Seize the global day

We live in a connected global environment, Graeme Harper says, so why does the sector act like it's 1911, not 2011?

September 15, 2011

The meaning of "global" has changed. Forty years ago it was valid to talk about the global in terms of nations slowly rising and falling on the world stage, the power of huge corporations to ignore national borders and the relative strength of cultures, histories and languages in encapsulating one or another national or regional perspective. Today, if this is where you stop talking about the global, you miss some of its most pervasive elements.

The global has changed, not because national or corporate power has abandoned it, or because local or regional resistance to it is no longer possible, but because new technologies have greatly influenced it and contributed to making it new and distinctive. These technologies have fuelled fresh perspectives and changes in human action. This is not a rupture; rather, it is evolution (albeit incredibly rapid in recent times). Today the global is so often unbounded, frequently personalised, largely domesticated, portable and available 24 hours a day.
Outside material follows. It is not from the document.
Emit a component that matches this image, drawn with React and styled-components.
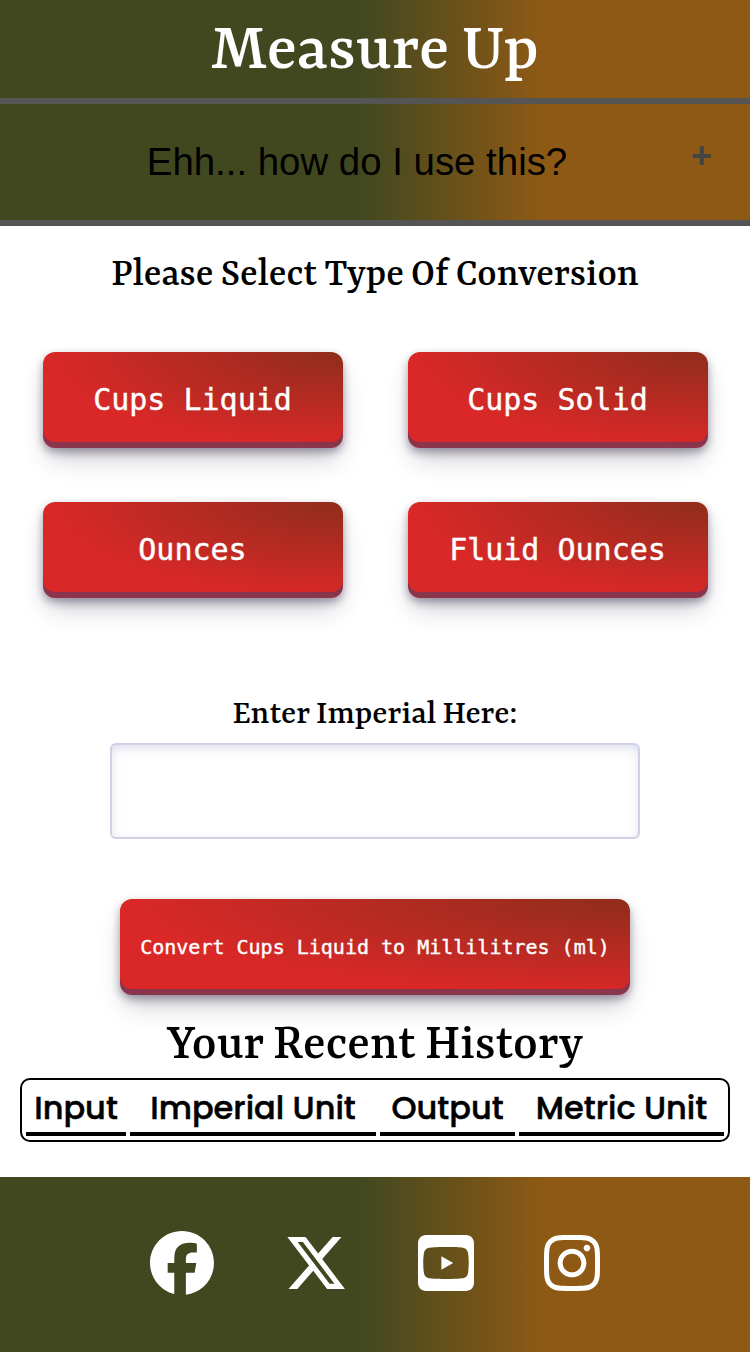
import React from "react";
import styled, { createGlobalStyle } from "styled-components";
import { FaFacebook, FaXTwitter, FaSquareYoutube, FaInstagram } from "react-icons/fa6";

const GlobalStyle = createGlobalStyle`
  *, *::before, *::after { box-sizing: border-box; }
  body { margin: 0; background: #fff; color: #000; }
  h1, h2, h3 { margin: 0; }
`;

const band = "linear-gradient(90deg, #414820 0%, #414820 48%, #8d5915 72%, #8d5915 100%)";

const Page = styled.div`
  width: 750px;
  min-height: 1352px;
  display: flex;
  flex-direction: column;
  background: #fff;
`;

const Header = styled.header`
  height: 104px;
  background: ${band};
  background-clip: padding-box;
  border-bottom: 6px solid #555;
  text-align: center;
`;

const Heading = styled.h2`
  padding-top: ${(p) => p.$drop}px;
  font-family: Rasa, "DejaVu Serif Condensed", "DejaVu Serif", serif;
  font-weight: 500;
  white-space: nowrap;
  word-spacing: -0.03em;
  text-align: center;
  color: ${(p) => p.$color || "#000"};
  font-size: ${(p) => p.$size}px;
  line-height: ${(p) => p.$line}px;
`;

const Help = styled.button`
  height: 122px;
  display: flex;
  align-items: center;
  padding: 0 38px 0 40px;
  border: 0;
  border-bottom: 6px solid #555;
  background: ${band};
  color: #000;
  font: 400 38.4px/44px "Liberation Sans", Arial, sans-serif;
`;

const HelpText = styled.span`
  flex: 1;
  text-align: center;
`;

const Plus = styled.span`
  width: 38px;
  padding-bottom: 12px;
  text-align: right;
  font-size: 36px;
  font-weight: 700;
  color: #444;
`;

const Main = styled.main`
  display: flex;
  flex-direction: column;
  align-items: center;
  padding-top: 24px;
  height: 951px;
`;

const Choices = styled.div`
  display: grid;
  grid-template-columns: 300px 300px;
  column-gap: 65px;
  row-gap: 54px;
  margin-top: 54px;
`;

const Button = styled.button`
  width: ${(p) => p.$width || 300}px;
  height: 96px;
  padding: 0 0 ${(p) => (p.$size ? 0 : 2)}px;
  border: 0;
  border-radius: 12px;
  color: #fff;
  background: radial-gradient(100% 100% at 100% 0, #8f2d1b 0, #da2828 100%);
  box-shadow: rgba(45, 35, 66, 0.4) 0 4px 8px, rgba(45, 35, 66, 0.3) 0 14px 26px -6px,
    rgba(58, 65, 111, 0.5) 0 -6px 0 inset;
  font-family: "DejaVu Sans Mono", monospace;
  font-size: ${(p) => p.$size || 30}px;
  -webkit-text-stroke: 0.4px currentColor;
  white-space: nowrap;
`;

const Field = styled.label`
  display: flex;
  flex-direction: column;
  align-items: center;
  margin: 94px 0 60px;
`;

const Input = styled.input`
  width: 530px;
  height: 96px;
  margin-top: 11px;
  border: 2px solid #d0d0e6;
  border-radius: 6px;
  outline: 0;
  background: #fff;
  box-shadow: rgba(100, 100, 170, 0.25) 0 4px 12px -2px inset;
`;

const Table = styled.div`
  width: 710px;
  height: 64px;
  display: grid;
  grid-template-columns: 100px 246px 135px 205px;
  gap: 4px;
  padding: 4px;
  border: 2px solid #000;
  border-radius: 10px;
`;

const Cell = styled.div`
  height: 52px;
  border-bottom: 4px solid #000;
  text-align: center;
  white-space: nowrap;
  font-family: Poppins, Inter, sans-serif;
  font-size: 32px;
  font-weight: 500;
  line-height: 48px;
  -webkit-text-stroke: 0.5px currentColor;
`;

const Footer = styled.footer`
  height: 175px;
  display: flex;
  justify-content: center;
  align-items: center;
  gap: 70px;
  padding-bottom: 3px;
  background: ${band};
  color: #fff;
  svg { height: 64px; width: 64px; display: block; }
  svg:nth-child(n + 3) { width: 56px; }
`;

const units = ["Cups Liquid", "Cups Solid", "Ounces", "Fluid Ounces"];
const columns = ["Input", "Imperial Unit", "Output", "Metric Unit"];

export default function App() {
  return (
    <Page>
      <GlobalStyle />
      <Header>
        <Heading as="h1" $color="#fff" $size={70.2} $line={92} $drop={6}>Measure Up</Heading>
      </Header>
      <Help>
        <HelpText>Ehh... how do I use this?</HelpText>
        <Plus>+</Plus>
      </Help>
      <Main>
        <Heading $size={41.05} $line={44} $drop={4}>Please Select Type Of Conversion</Heading>
        <Choices>
          {units.map((unit) => (
            <Button key={unit}>{unit}</Button>
          ))}
        </Choices>
        <Field>
          <Heading as="span" $size={35.2} $line={34} $drop={6}>Enter Imperial Here:</Heading>
          <Input />
        </Field>
        <Button $width={510} $size={20}>Convert Cups Liquid to Millilitres (ml)</Button>
        <Heading $size={52.6} $line={63} $drop={20}>Your Recent History</Heading>
        <Table>
          {columns.map((label) => (
            <Cell key={label}>{label}</Cell>
          ))}
        </Table>
      </Main>
      <Footer>
        <FaFacebook />
        <FaXTwitter />
        <FaSquareYoutube />
        <FaInstagram />
      </Footer>
    </Page>
  );
}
In higher education, you would think this would often determine our activities and institutions' formal policies regarding teaching and research. Given that the sector is meant to be the site of educated leadership, that would make perfect, appropriate sense. However, in so many instances this turns out not to be the case. What we find instead are outmoded, outdated, inward-looking policies that suggest not a higher purpose to what we are doing, but rather a determination to support systems of nation-state education and exchange that do not match the world we are living in and that deny the interconnected daily exchanges with which most of us are now so familiar.

Such a statement is, of course, a generalisation: undeniably there are instances of higher education institutions embracing the 21st-century global. But why then do we continue to deliver so much university education as if much of the world were not linkable 24/7 by contemporary technology? Why have we built entire campuses in other parts of the world to export what are largely national attitudes to higher education? Is this purely market opportunism, or do the imperialist overtones hide something more altruistic, more humanly valuable? Regardless, is any of this the best we can do to lead the world in delivering the most advanced forms of education?

High moral ground is often unstable, so I will not stand on it here. I am as guilty as the next academic of encouraging peers to fly across the world to events they could easily access by other means. Connecting people, creating teaching partnerships and pursuing cutting-edge research involve people meeting face to face - the local, regional and national manifest in individuals sharing the same physical space: to suggest otherwise would be to deny the nature of humankind. Nevertheless, something is lacking in our institutional methods of development, something decidedly out of pace with the world we have helped to create.

The 21st-century global is not all about technological change, nor is the failure of higher education to work with it. Surveying the situation, the underlying assumption has to be that we have in place such a labyrinthine system of financial, political and institutional self-preservation that in order to embrace the possibilities of the new global, we will have to adjust some extremely entrenched systems. Many of these bear the marks of immutable importance and deal in the rhetoric of institutional and national tradability - and not just in terms of academe. Higher education never looks more like an industry than when we consider institutional reactions to globalisation, and nations never look more like nations than when they offer up their "highest" form of education.

Change in these contexts could take time. Not every institution will act, even if they recognise they have to, because they cannot afford to do so. The real concern, however, is that by the time some institutions do act, the higher purpose that university education must embrace will already have passed on to others. In that scenario, these institutions will be adjusting their practices merely to survive.

Professionally and personally, many of us in higher education realise that such a belated approach to leadership simply is not good enough.